Here's an even bigger one: Mound City, or, as it is now called (mostly, some of it is still on private property), Hopewell Culture National Historical Park. Mound City is the site of the excavations that Martin Byers uses. So, you know, blame it for all my "Gather the Bones" blather.***** Mound City is famously near Chilicothe, Ohio, about which subject the city is alternatively clear and coy.
This is the "pictures" display from Google Maps, centred around Chilicothe. Did you know that there's a caboose that you can climb on in the city park? Cool! What I can't find here is bleeding Mound City. I'm not alleging any conspiracy of silence here: someone's uploaded a picture of the Tar Hollow burial group to the northeast of the city. It's just a weird absence for a UNESCO world historical site only four miles from town. It's also a somewhat odd town, having been platted right on top of a Shawnee town by another of the Ohio country's early patriarchs, Nathaniel Massie, as obscure a fellow as one can imagine for a man of his station. (Notice that the Wikipedia biography doesn't even know of the children who are McDonald's major source for the general's life, and that neither know the name of his mother. Just to be clear here, we don't know the name of the mother, wife, or children of the first President of the Ohio Senate, the one who was nearly elected state governor in 1807.)
Chilicothe, Ohio, is supposed to have been connected to the earthworks at Newark, Ohio, by an enclosed avenue, although the portion near Chilicothe was indetectable by Massie's time. The Newark works, notoriously, are on the grounds of a country club. Talk about private history! Only the Wright Memorial portion is in public hands, and it is named, of course, for the pioneer family that donated it. The name is, of course, famous in Ohio, and I would never even think to bring up the way in which the Wright Brother's claims to their patents depend not on their ill-documented flights at Kitty Hawk, but the numerous testimonial of fellow Ohioans to have seen them flying near Dayton in later years. Never.

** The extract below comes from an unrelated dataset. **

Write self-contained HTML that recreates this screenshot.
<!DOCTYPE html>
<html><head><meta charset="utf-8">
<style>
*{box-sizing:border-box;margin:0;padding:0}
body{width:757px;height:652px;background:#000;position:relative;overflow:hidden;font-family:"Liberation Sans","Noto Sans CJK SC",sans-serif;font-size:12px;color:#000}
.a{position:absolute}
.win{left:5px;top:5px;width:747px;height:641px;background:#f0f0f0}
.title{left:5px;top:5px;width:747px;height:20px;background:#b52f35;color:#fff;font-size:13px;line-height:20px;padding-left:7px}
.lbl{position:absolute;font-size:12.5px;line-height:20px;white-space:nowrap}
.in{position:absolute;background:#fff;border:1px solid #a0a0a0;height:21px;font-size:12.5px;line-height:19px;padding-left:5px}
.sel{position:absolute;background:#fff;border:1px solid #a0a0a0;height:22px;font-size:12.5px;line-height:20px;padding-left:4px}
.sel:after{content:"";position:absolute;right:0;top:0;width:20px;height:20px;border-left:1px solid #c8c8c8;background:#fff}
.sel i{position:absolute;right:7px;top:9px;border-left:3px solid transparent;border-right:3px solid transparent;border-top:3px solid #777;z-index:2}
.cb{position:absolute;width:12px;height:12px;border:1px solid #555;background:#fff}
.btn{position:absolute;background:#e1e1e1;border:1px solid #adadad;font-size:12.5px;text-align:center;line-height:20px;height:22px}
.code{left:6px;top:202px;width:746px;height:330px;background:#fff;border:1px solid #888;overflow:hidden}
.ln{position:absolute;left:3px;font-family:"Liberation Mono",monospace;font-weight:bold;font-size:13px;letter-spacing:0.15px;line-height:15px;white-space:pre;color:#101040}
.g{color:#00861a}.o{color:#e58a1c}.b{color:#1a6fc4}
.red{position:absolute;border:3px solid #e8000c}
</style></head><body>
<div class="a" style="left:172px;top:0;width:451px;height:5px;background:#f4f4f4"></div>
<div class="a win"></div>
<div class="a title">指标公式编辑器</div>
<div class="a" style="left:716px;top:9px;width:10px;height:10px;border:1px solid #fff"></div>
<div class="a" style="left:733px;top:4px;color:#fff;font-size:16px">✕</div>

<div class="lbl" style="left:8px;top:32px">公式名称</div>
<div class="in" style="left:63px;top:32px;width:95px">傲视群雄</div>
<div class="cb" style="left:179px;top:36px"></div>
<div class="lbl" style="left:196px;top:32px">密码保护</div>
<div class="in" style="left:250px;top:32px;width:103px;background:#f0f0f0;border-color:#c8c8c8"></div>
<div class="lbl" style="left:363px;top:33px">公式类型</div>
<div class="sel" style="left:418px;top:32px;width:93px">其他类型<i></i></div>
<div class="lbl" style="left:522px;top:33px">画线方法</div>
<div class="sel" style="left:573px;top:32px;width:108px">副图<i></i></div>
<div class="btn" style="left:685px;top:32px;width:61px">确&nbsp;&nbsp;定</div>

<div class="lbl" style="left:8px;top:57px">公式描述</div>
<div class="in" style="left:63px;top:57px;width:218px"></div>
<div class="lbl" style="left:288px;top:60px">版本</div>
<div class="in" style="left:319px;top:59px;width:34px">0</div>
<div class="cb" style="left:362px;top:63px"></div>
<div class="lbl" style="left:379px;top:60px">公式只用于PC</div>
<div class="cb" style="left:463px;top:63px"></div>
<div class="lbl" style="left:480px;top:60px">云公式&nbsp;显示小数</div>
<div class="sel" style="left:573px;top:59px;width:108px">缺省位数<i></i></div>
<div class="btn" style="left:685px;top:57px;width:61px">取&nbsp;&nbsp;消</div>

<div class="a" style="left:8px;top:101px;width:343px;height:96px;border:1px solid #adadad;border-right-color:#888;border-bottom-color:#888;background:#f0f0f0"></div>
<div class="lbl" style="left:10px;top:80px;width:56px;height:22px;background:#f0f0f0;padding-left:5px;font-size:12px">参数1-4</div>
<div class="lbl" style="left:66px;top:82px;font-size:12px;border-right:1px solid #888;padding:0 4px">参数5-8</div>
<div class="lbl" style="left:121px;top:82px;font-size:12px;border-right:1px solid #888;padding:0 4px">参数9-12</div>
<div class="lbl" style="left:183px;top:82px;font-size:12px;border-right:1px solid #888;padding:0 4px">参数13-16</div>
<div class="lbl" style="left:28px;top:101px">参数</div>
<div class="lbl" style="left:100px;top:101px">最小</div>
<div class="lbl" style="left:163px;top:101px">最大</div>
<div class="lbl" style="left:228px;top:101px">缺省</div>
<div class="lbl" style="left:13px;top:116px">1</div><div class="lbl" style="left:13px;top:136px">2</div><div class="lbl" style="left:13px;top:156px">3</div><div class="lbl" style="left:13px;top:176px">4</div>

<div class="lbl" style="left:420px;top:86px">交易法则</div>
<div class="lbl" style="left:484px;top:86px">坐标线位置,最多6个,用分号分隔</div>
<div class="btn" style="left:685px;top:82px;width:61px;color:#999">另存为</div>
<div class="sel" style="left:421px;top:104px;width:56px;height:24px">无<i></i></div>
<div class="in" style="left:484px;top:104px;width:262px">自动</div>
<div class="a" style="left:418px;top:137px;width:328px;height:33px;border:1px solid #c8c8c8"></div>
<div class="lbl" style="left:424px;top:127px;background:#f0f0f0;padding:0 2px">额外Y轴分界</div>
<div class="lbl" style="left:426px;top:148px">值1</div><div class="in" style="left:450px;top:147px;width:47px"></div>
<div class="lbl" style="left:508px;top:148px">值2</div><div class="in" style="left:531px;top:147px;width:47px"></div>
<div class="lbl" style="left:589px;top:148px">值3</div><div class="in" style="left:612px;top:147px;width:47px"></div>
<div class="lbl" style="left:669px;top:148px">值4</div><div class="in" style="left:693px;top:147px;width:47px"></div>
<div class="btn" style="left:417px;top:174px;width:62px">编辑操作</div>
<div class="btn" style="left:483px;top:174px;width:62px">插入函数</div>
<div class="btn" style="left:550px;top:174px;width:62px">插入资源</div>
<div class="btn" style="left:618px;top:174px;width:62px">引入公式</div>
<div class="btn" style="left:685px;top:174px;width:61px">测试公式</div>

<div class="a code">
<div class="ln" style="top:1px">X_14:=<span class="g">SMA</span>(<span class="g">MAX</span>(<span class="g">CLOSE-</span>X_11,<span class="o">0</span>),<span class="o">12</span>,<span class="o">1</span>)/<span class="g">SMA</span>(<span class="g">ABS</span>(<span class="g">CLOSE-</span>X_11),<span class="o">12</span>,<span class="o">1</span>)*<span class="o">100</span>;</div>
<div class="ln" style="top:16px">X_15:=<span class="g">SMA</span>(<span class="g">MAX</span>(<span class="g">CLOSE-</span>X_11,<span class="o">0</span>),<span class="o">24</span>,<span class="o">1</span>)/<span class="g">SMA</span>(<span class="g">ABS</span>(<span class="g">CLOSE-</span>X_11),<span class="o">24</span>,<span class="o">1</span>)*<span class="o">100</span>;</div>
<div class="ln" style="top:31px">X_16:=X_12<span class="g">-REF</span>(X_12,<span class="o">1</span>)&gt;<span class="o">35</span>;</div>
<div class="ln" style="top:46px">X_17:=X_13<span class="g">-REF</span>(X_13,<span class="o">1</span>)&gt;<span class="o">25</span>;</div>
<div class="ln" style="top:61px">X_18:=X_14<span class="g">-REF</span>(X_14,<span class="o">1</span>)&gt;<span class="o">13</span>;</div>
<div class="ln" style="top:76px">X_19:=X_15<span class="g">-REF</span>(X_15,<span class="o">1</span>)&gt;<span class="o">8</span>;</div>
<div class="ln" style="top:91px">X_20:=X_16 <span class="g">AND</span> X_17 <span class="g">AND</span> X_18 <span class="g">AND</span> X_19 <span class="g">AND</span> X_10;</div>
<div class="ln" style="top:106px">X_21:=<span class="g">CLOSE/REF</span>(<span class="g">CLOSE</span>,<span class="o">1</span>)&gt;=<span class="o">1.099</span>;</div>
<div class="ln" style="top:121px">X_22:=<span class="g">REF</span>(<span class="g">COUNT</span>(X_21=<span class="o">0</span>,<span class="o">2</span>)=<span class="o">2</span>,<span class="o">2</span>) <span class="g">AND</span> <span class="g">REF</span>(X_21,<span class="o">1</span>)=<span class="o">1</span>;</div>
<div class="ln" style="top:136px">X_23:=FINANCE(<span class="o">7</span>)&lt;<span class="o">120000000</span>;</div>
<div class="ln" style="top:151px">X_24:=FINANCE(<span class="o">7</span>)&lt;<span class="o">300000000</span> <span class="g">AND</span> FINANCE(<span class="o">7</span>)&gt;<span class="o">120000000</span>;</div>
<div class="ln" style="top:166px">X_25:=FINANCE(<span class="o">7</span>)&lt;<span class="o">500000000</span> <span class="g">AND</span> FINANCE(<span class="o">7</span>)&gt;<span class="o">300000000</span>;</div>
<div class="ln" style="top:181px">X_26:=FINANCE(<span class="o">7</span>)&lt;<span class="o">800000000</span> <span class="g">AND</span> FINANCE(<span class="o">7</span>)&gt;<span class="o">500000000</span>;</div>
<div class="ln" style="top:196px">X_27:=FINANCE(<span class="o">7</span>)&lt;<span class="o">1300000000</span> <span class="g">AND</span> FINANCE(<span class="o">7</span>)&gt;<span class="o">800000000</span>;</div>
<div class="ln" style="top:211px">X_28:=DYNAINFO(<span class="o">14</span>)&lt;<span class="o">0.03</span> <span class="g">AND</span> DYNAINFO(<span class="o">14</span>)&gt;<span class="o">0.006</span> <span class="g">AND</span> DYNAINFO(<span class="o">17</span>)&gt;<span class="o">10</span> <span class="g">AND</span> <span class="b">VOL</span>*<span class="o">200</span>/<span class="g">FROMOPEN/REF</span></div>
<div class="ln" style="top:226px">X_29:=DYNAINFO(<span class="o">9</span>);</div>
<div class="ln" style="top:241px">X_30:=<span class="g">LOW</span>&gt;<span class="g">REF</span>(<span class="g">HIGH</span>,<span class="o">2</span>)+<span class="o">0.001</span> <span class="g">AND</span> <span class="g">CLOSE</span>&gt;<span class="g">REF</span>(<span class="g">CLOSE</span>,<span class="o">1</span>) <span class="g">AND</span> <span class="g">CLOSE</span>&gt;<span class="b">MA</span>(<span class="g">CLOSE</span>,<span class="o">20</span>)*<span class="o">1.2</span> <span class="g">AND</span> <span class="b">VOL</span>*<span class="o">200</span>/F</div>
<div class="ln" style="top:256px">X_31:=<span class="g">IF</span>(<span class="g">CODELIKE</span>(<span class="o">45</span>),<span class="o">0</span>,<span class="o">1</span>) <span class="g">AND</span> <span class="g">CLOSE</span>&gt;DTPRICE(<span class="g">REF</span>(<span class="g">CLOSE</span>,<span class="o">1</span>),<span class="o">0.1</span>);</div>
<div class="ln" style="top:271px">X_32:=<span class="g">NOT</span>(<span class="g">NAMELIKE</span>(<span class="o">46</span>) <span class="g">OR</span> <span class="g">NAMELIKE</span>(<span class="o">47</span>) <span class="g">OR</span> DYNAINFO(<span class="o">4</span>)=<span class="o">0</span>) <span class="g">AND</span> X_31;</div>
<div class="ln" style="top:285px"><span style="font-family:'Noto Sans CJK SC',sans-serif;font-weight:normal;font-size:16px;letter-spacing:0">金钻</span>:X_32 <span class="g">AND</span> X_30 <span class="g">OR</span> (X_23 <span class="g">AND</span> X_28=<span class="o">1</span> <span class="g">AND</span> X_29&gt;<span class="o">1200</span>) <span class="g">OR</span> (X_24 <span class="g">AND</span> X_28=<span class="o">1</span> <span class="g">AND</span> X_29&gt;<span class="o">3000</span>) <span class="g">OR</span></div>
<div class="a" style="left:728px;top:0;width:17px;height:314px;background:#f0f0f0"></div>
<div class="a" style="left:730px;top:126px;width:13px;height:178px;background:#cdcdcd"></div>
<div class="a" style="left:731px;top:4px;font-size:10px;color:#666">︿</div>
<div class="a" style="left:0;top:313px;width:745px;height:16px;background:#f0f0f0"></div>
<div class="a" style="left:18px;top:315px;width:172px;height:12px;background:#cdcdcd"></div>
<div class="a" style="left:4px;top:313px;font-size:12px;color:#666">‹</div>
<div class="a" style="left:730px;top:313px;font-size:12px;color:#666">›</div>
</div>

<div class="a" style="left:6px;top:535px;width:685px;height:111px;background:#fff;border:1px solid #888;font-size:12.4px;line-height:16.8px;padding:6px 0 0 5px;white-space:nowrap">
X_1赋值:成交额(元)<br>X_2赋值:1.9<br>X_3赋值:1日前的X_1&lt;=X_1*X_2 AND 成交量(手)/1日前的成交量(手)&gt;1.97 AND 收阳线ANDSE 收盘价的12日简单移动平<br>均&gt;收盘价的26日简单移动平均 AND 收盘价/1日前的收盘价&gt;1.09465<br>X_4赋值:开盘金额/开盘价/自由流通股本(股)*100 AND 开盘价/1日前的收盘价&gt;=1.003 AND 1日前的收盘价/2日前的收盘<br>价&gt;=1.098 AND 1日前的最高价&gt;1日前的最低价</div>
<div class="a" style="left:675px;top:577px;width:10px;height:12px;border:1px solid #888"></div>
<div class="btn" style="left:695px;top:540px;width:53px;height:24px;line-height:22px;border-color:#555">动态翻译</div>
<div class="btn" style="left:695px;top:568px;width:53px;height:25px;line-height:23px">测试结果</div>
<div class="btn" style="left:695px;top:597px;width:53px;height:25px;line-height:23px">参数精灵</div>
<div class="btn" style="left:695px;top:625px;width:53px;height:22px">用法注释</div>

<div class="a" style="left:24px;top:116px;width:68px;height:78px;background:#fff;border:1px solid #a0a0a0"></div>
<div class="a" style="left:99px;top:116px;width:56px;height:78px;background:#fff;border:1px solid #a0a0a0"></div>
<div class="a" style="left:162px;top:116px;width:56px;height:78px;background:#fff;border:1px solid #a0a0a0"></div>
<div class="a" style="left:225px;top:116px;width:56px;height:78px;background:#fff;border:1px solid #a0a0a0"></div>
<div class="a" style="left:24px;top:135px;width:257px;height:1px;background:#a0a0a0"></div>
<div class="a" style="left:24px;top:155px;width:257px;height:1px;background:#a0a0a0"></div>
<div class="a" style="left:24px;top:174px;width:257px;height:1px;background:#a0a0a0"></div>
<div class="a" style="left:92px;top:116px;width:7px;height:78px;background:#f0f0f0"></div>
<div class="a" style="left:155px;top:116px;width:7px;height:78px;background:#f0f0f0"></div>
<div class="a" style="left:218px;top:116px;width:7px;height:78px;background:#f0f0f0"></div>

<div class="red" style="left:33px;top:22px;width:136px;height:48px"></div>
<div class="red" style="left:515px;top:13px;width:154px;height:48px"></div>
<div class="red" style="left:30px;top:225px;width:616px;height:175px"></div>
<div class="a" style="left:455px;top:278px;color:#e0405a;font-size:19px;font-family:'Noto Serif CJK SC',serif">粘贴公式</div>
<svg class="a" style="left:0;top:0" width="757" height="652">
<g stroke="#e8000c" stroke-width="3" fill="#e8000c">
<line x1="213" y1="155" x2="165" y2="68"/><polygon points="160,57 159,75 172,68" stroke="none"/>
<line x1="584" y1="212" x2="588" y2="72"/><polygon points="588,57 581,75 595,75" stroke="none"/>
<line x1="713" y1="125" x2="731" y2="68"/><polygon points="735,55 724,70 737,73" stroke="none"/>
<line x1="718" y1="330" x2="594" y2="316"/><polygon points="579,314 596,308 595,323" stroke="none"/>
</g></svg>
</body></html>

Then there's the Grand Village of the Natchez, which became the Fatherland Plantation, now actually within the city limits of Natchez, Mississippi. How exactly a village turned into a plantation is unclear, although some laborious googling revealed the family name of the owners as Bingaman, and in the tradition of random Wikipedia facts, I report that Adam Lewis Bingaman, patriarch and owner, c. 1790--1860 was, apart from being a Harvard alumni, the partner of a "free Black woman" who gave him six children. (He was also married to Judith Sargent Murray. I hope for the sake of her happiness that I'm write in reading between the lines that he was her beard.) I'm going to take this fact as an excuse not to toil any further in the Internet's genealogy country in hopes of closing up the gap between the disappearance of the "Grand Village" and the appearance of the plantation, although I notice that there were plantations crowding the settlements even before the last Natchez war in 1725.

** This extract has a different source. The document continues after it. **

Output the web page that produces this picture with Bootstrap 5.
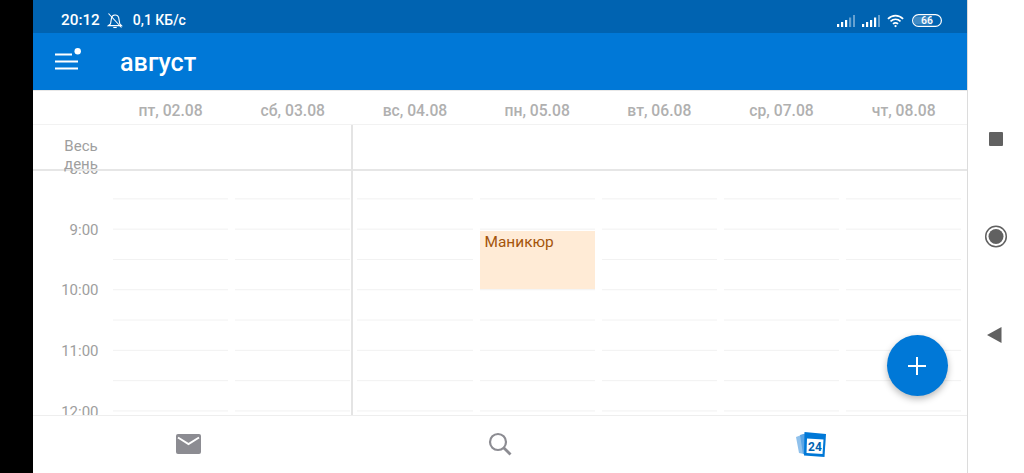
<!DOCTYPE html>
<html lang="ru">
<head>
<meta charset="utf-8">
<title>август</title>
<link rel="stylesheet" href="https://cdn.jsdelivr.net/npm/bootstrap@5.3.0/dist/css/bootstrap.min.css">
<style>
html,body{height:473px;overflow:hidden;background:#fff;font-family:Roboto,"Liberation Sans",sans-serif}
.side-black{width:33px;background:#000}
.app-shell{width:934px;position:relative}
.status-strip{height:33px;background:#0063b1;color:#fff;font-weight:500;padding:8px 25px 0 28px}
.status-time{font-size:15.3px;margin-right:7px}
.status-speed{font-size:14px;margin-left:10px}
.app-head{height:57px;background:#0078d7;color:#fff;padding-left:22px}
.app-title{font-size:25.2px;font-weight:500;margin-left:39px;line-height:1;padding-top:2px}
.day-head{height:35px;border-top:1px solid #e8e8e8;border-bottom:1px solid #f2f2f2;padding-left:76.5px}
.day-name{width:122.2px;text-align:center;font-size:15.7px;font-weight:500;color:#b0b0b0;padding-top:7px}
.allday{height:46px;border-bottom:2px solid #e6e6e6;position:relative;z-index:2}
.allday-label{width:40px;margin-left:28px;text-align:center;font-size:15px;line-height:18px;color:#9e9e9e;padding-top:12px}
.time-grid{height:244px;overflow:hidden}
.hours{width:76.5px;margin-top:-31.8px;padding-right:11px;text-align:right;font-size:15px;color:#9e9e9e}
.hour-lab{height:60.6px;line-height:60.6px}
.grid-day{width:122.2px;padding:0 3.5px}
.grid-fill{height:100%;background:repeating-linear-gradient(to bottom,transparent 0,transparent 27.6px,#f1f1f1 27.6px,#f1f1f1 28.4px,transparent 28.4px,transparent 30.3px);background-size:100% 30.3px;padding-top:60px}
.appt{height:57.6px;background:#ffebd6;color:#a4540a;font-size:15.4px;line-height:1;padding:4px 5px}
.now-rule{position:absolute;left:317.5px;top:125px;width:2.5px;height:290px;background:#e4e4e4;z-index:3}
.tab-strip{height:58px;border-top:1px solid #eeeeee;background:#fff;position:relative;z-index:4}
.tab-slot{position:absolute;top:0}
.fab-add{position:absolute;left:853.5px;top:335px;width:61px;height:61px;background:#0078d7;border:0;box-shadow:0 3px 7px rgba(0,0,0,.28);z-index:5}
.nav-side{width:57px;border-left:1px solid #dcdcdc;background:#fff}
.nav-slot{position:absolute;left:968px}
</style>
</head>
<body class="d-flex m-0">
<div class="side-black flex-shrink-0"></div>
<main class="app-shell flex-shrink-0 d-flex flex-column">
  <div class="status-strip d-flex align-items-center">
    <span class="status-time">20:12</span>
    <svg width="16" height="17" viewBox="0 0 16 17" fill="none" stroke="#fff" stroke-width="1.100"><path d="M3.500 12 4.500 6.200a3.700 3.700 0 0 1 7.200-.5L12.800 12 14.500 13.600H1.500Z"/><path d="M1.500 1.500 14.500 15.500"/><path d="M6.300 15.500h3.400"/></svg>
    <span class="status-speed">0,1 КБ/с</span>
    <div class="ms-auto d-flex align-items-center" style="gap:7px">
      <svg width="18" height="14" viewBox="0 0 18 14"><g fill="#fff"><rect x="0" y="10" width="2.200" height="3"/><rect x="4" y="8" width="2.200" height="5"/><rect x="8" y="6" width="2.200" height="7"/></g><g fill="#fff" opacity=".4"><rect x="12" y="3.500" width="2.200" height="9.500"/><rect x="16" y="1" width="2.200" height="12"/></g></svg>
      <svg width="18" height="14" viewBox="0 0 18 14"><g fill="#fff"><rect x="0" y="10" width="2.200" height="3"/><rect x="4" y="8" width="2.200" height="5"/><rect x="8" y="6" width="2.200" height="7"/><rect x="12" y="3.500" width="2.200" height="9.500"/></g><rect x="16" y="1" width="2.200" height="12" fill="#fff" opacity=".4"/></svg>
      <svg width="18" height="14" viewBox="0 0 19 14" fill="none" stroke="#fff" stroke-width="1.800"><path d="M1 4.800c4.600-4.600 11.400-4.600 16 0"/><path d="M3.700 7.500c3.200-3 7.400-3 10.600 0"/><path d="M6.300 10c1.700-1.400 3.700-1.400 5.400 0"/><circle cx="9" cy="12.300" r="1.200" fill="#fff" stroke="none"/></svg>
      <svg width="30" height="13" viewBox="0 0 30 13"><rect x=".6" y=".6" width="28.800" height="11.800" rx="5.900" fill="none" stroke="#fff" stroke-width="1.200"/><path d="M3 2.500h17v8H3a3 4 0 0 1-1-4 3 4 0 0 1 1-4Z" fill="#fff" opacity=".25"/><text x="15" y="10" text-anchor="middle" font-size="10.500" font-weight="500" fill="#fff" font-family="Roboto, sans-serif">66</text></svg>
    </div>
  </div>
  <header class="app-head d-flex align-items-center">
    <svg width="26" height="28" viewBox="0 0 26 28" fill="#fff"><rect x="0" y="5.500" width="17" height="2"/><rect x="0" y="12.500" width="23" height="2"/><rect x="0" y="19.500" width="23" height="2"/><circle cx="22.700" cy="3.200" r="3.200"/></svg>
    <div class="app-title">август</div>
  </header>
  <div class="day-head d-flex align-items-center">
    <div class="day-name">пт, 02.08</div>
    <div class="day-name">сб, 03.08</div>
    <div class="day-name">вс, 04.08</div>
    <div class="day-name">пн, 05.08</div>
    <div class="day-name">вт, 06.08</div>
    <div class="day-name">ср, 07.08</div>
    <div class="day-name">чт, 08.08</div>
  </div>
  <div class="allday">
    <div class="allday-label">Весь день</div>
  </div>
  <div class="time-grid d-flex">
    <div class="hours flex-shrink-0">
      <div class="hour-lab">8:00</div>
      <div class="hour-lab">9:00</div>
      <div class="hour-lab">10:00</div>
      <div class="hour-lab">11:00</div>
      <div class="hour-lab">12:00</div>
    </div>
    <div class="grid-day flex-shrink-0"><div class="grid-fill"></div></div>
    <div class="grid-day flex-shrink-0"><div class="grid-fill"></div></div>
    <div class="grid-day flex-shrink-0"><div class="grid-fill"></div></div>
    <div class="grid-day flex-shrink-0"><div class="grid-fill"><div class="appt">Маникюр</div></div></div>
    <div class="grid-day flex-shrink-0"><div class="grid-fill"></div></div>
    <div class="grid-day flex-shrink-0"><div class="grid-fill"></div></div>
    <div class="grid-day flex-shrink-0"><div class="grid-fill"></div></div>
  </div>
  <div class="now-rule"></div>
  <nav class="tab-strip d-flex">
    <svg class="tab-slot" style="left:143px;top:18px" width="25" height="20" viewBox="0 0 25 20"><rect x="0" y="0" width="25" height="20" rx="2" fill="#8c8c92"/><path d="M2 3.500 12.500 10 23 3.500" fill="none" stroke="#fff" stroke-width="2"/></svg>
    <svg class="tab-slot" style="left:455px;top:16px" width="24" height="24" viewBox="0 0 24 24" fill="none" stroke="#8c8c92"><circle cx="10" cy="10" r="8" stroke-width="2.200"/><path d="M15.700 15.700 22.500 22.500" stroke-width="2.800"/></svg>
    <svg class="tab-slot" style="left:762px;top:15px" width="32" height="27" viewBox="0 0 32 27"><path d="M1 6 9 3v20l-5-1Z" fill="#8fc1ec"/><path d="M5 4 12 2v22l-4-1Z" fill="#5aa5e6"/><path d="M9.500 1 31 3l-1.500 23L9 24.500Z" fill="#0078d7"/><path d="M12 7.500 28.500 8.500l-1 14.500L11.500 22Z" fill="#fff"/><text x="20" y="20" text-anchor="middle" font-size="12" font-weight="700" fill="#0063b1" font-family="Roboto, sans-serif">24</text></svg>
  </nav>
  <button class="fab-add btn rounded-circle p-0 d-flex align-items-center justify-content-center" type="button" aria-label="Добавить">
    <svg width="18" height="18" viewBox="0 0 18 18" fill="#fff"><rect x="8" y="0" width="2" height="18"/><rect x="0" y="8" width="18" height="2"/></svg>
  </button>
</main>
<aside class="nav-side flex-shrink-0"></aside>
<svg class="nav-slot" style="top:125px" width="56" height="230" viewBox="0 0 56 230">
  <rect x="21" y="7" width="14" height="14" rx="1" fill="#616161"/>
  <circle cx="28" cy="111.500" r="10.300" fill="none" stroke="#616161" stroke-width="1.500"/>
  <circle cx="28" cy="111.500" r="7.500" fill="#616161"/>
  <path d="M19 210 33.500 202v16Z" fill="#616161"/>
</svg>
</body>
</html>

This all sounds so Southern and Faulknerian. You just know that the story is going to have an aging madwoman with a body on her bed upstairs. How about going somewhere northwards and cool, and, apparently, an educational bargain, too? Beloit College, Wisconsin, is not only the 55th ranked American liberal arts college and a U.S. News and World Report educational "Best Value," but the site of some 23 effigy, conical and linear mounds on campus. The Turtle mound apparently even gives a nickname (the nickname? My appetite for alumni magazines is limited) to the school team, not that you'd know it from the college Wikipedia article. The worthy who wrote that is much more interested in the age of the earliest Beloit College campus buildings, apparently older than any academically-purposed buildings north of Chicago or some such.
Exactly how a college campus came to be erected amongst so many mounds is unclear. Given how many of them there were in Wisconsin, it may have been unavoidable short of building on bedrock. Beloit's appropriation of pre-Columbian American history may not be original, but it is certainly continuing. (I'm especially struck by the assumption that all of the mounds are Woodlands Horizon. Surely Wisconsin Indians continued to bury their dead after 500AD.)
I could go on. But I have a thesis, and it's time to lay it bear. There are two histories of the settlement of America.
The first is the public one. It goes like this: "First, there were Indians. Then, they went away. Don't know how, but it's probably our fault, and I feel guilty about it sometimes. Then there was a wave of hardy, self-reliant White settlers (also Black! And I feel guilty about that, too!) who came to the virgin wilderness. They exempted land, all of about equal size and fertility insofar as their eye for the land was good. And then they prospered according to their merits."
This is the explicit history, the history that's told.
Then there's the private history. It's never told. I'm going out on a limb to suggest that it even exists as an intimated, suggested, and sometimes implied history. As to why, I think we just need to point to that whole race thing, and I think we'll find that it went underground in the generation before the Civil War. It goes like this. "We own this land. We've always owned it. The first humans on this land were, to be sure, Indians. We were the chiefs and the nobles, and the other Indians were our tenants. Then new tenants came from overseas, tenants who could pay much higher rent. So we replaced our Indian tenants with those new tenants. The new tenants, of course, came from the lands of our peers, the aristocrats of Europe. And, of course, we intermarried with them. Our peers, I mean."
"But don't tell anyone. There's this thing with race, and it's getting to be a pain in the ass."
That implicit history is written in part in sly hints, in part in the landscape itself: the landscape of a million Gnadenhuttens.
And the last person to try to break the truth to us was Joseph Smith. Eventually, he even broke into the great treasure vault of Cumorrah and brought back documentary proof. Sure: he made it up. It pretty much just is a science fiction novel. But that doesn't make it wrong.
*Seriously? This stuff just writes itself sometimes.
**Or a mug of chai.
***The 'People of the Pillar.' Enough with the mallet already, Fort Hill Cemetery Committee!
****Speaking of subtle like a mallet, Samuel Watkins Eager on his (I think) great-great grandmother: "Sarah was active . . . . [the resulting] exposure . . . deepened the color of her sanguine complexion. Her eyes were neither large nor prominent, but dark, playful and sparkling." Sarah is introduced in one traditional history of the County as its first white woman, which one county historian notes is highly doubtful, without noting which part is doubtful. But if you can make sense of the way (per Eager) in which Sarah secured land patents for her foster father and husband without using the phrase "Indian princess," I invite you to try.
*****But, Jeez. We've got to do something with the weird way that our pre-Neolithic forebears used human remains. We're not going to get anywhere by assuming that they were "just like us" when they did so many "not like us" things with human bone.